Оставался вопрос, который и отделяет репортаж от пересказа у костра: видел ли я сам что-либо, кроме наборов звуков, теней и собственных ожиданий? Честный ответ сложнее эффектной развязки. Я не видел девочку лицом к лицу. Я не получил кадр, который выдержал бы техническую экспертизу. У меня нет права объявить призрак фактом. Но у меня есть маршрут, совпадающий с архивом, есть повторяющиеся описания одежды, есть дом, где оборвалась семейная жизнь, есть взрослые люди с ровной речью, которым не нужен дешевый мистический ореол. И есть тот металлический щелчок на пустой дороге, который до сих пор звучит в памяти с недоброй отчетливостью.
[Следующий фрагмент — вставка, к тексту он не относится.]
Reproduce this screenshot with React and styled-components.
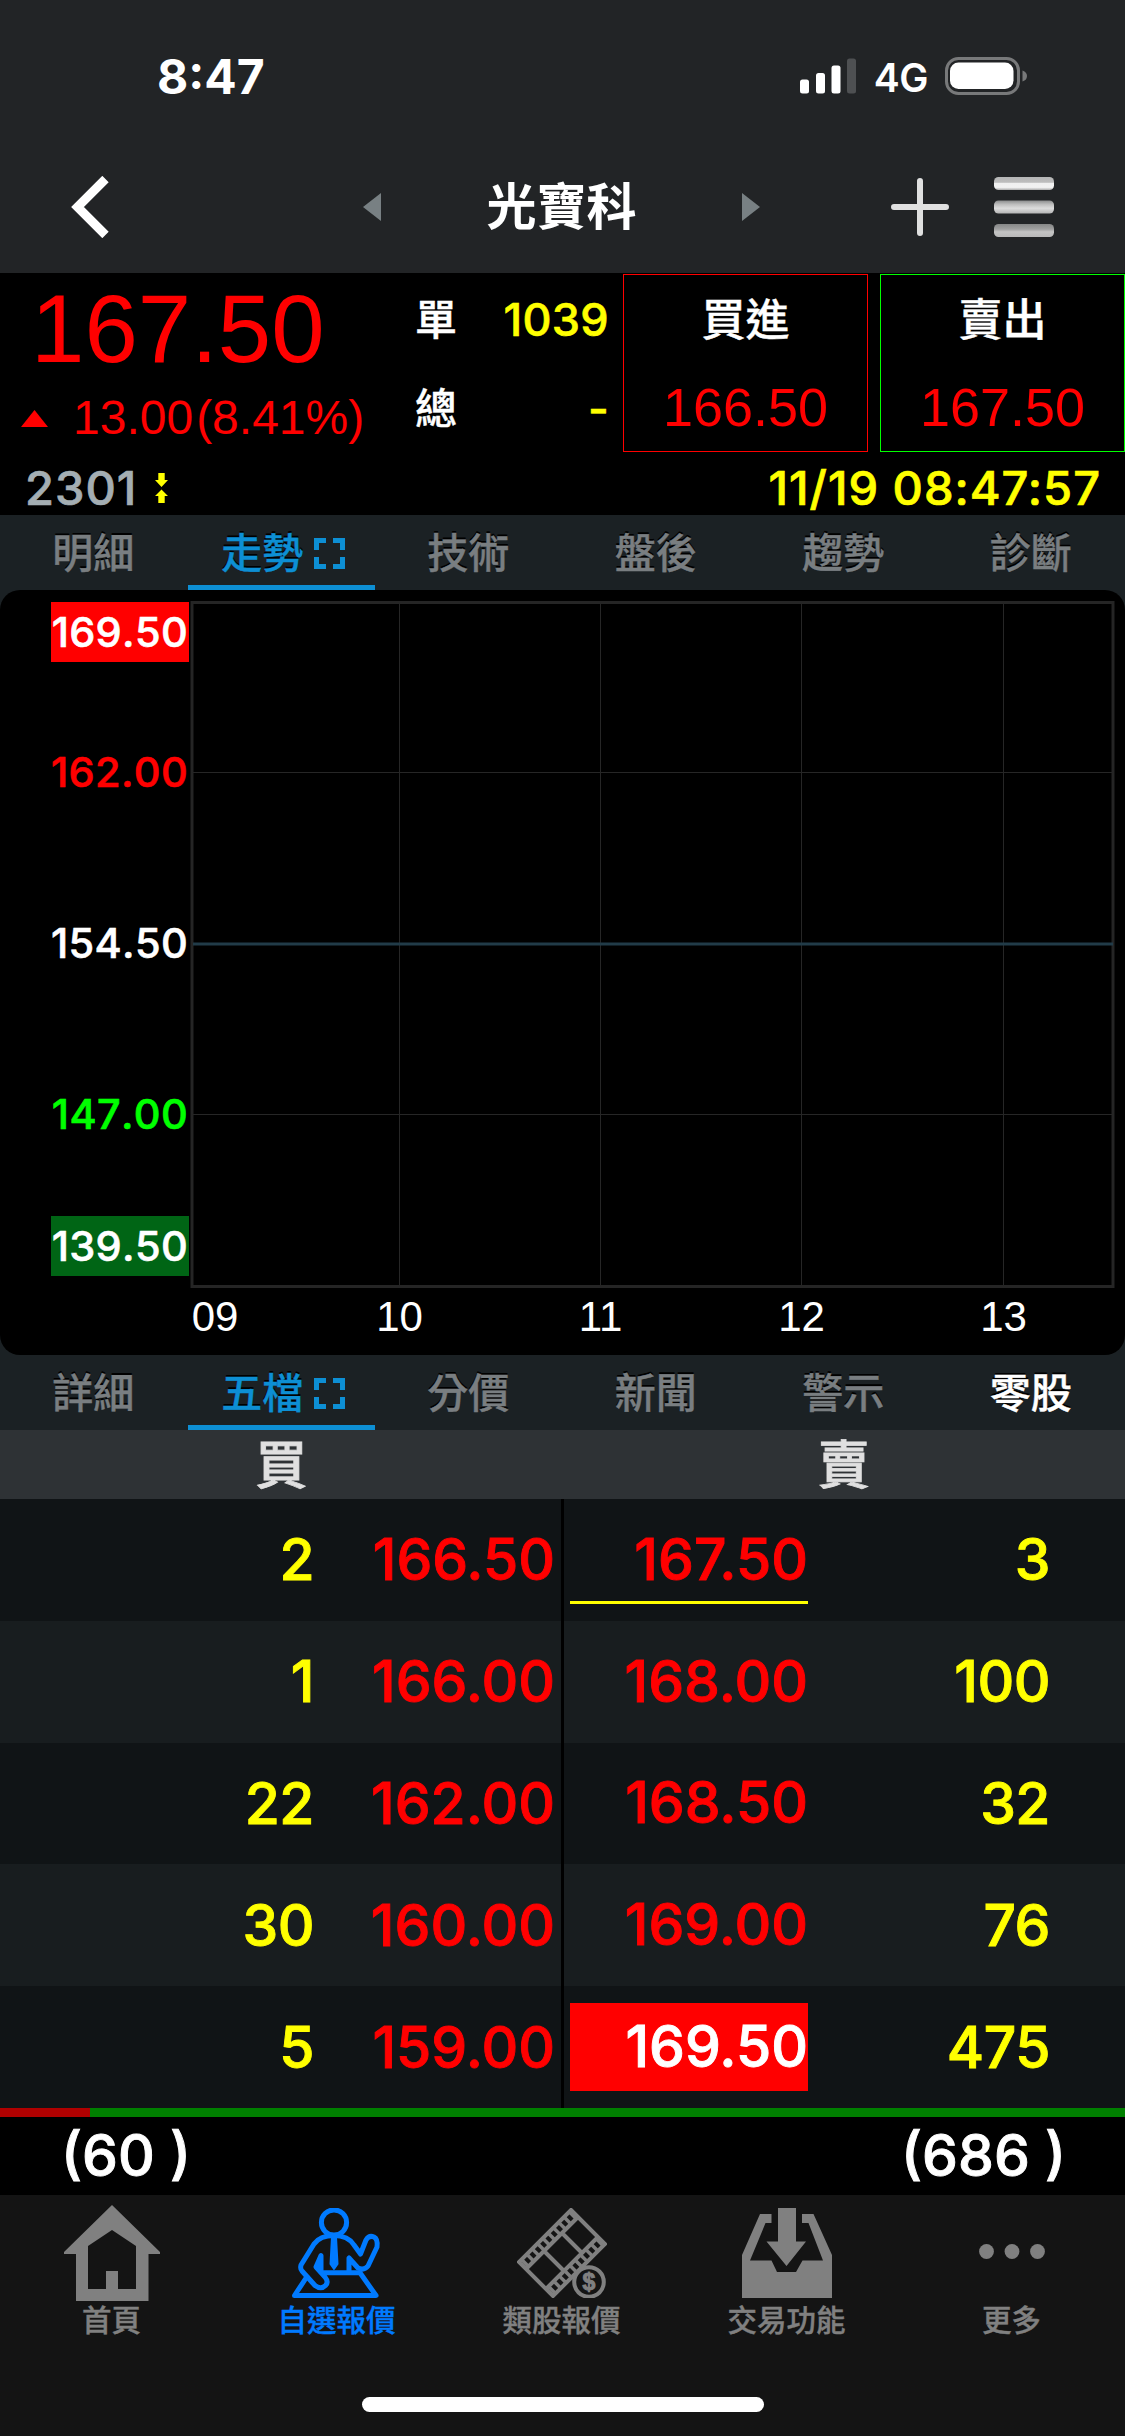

Новостная работа приучает к жесткому ситу: документ, дата, подпись, источник. Любая трещина в доказательствах сразу видна. Но существуют истории, где сухое зерно факта обрастает тонкой коркой необъяснимого, и снимать ее до блеска — значит исказить саму ткань события. Девочка погибла на пути домой. Поселок запомнил ее не портретом в рамке, а движением через туман. Пожалуй, отсюда и вырос образ «девочки с кладбища»: не злая тень, не наживка для суеверия, а застрявший в местности след, будто стрелка компаса, сломанная давним ударом и все еще ищущая север.

Когда я уезжал, небо расчистилось. Кладбище на холме стало обычным: ограда, сосны, свежий песок у новых могил, вороны на проводах. Дневной свет вернул предметам их прямые имена. И все же на выезде я поймал себя на простом, почти детском движении — посмотрел в зеркало заднего вида дольше, чем нужно. Дорога за машиной была пуста. Но в подобных местах пустота не выглядит пустой. Она похожа на страницу, где карандашом когда-то написали одно короткое имя, а потом стерли. Грифель ушел, бороздка осталась.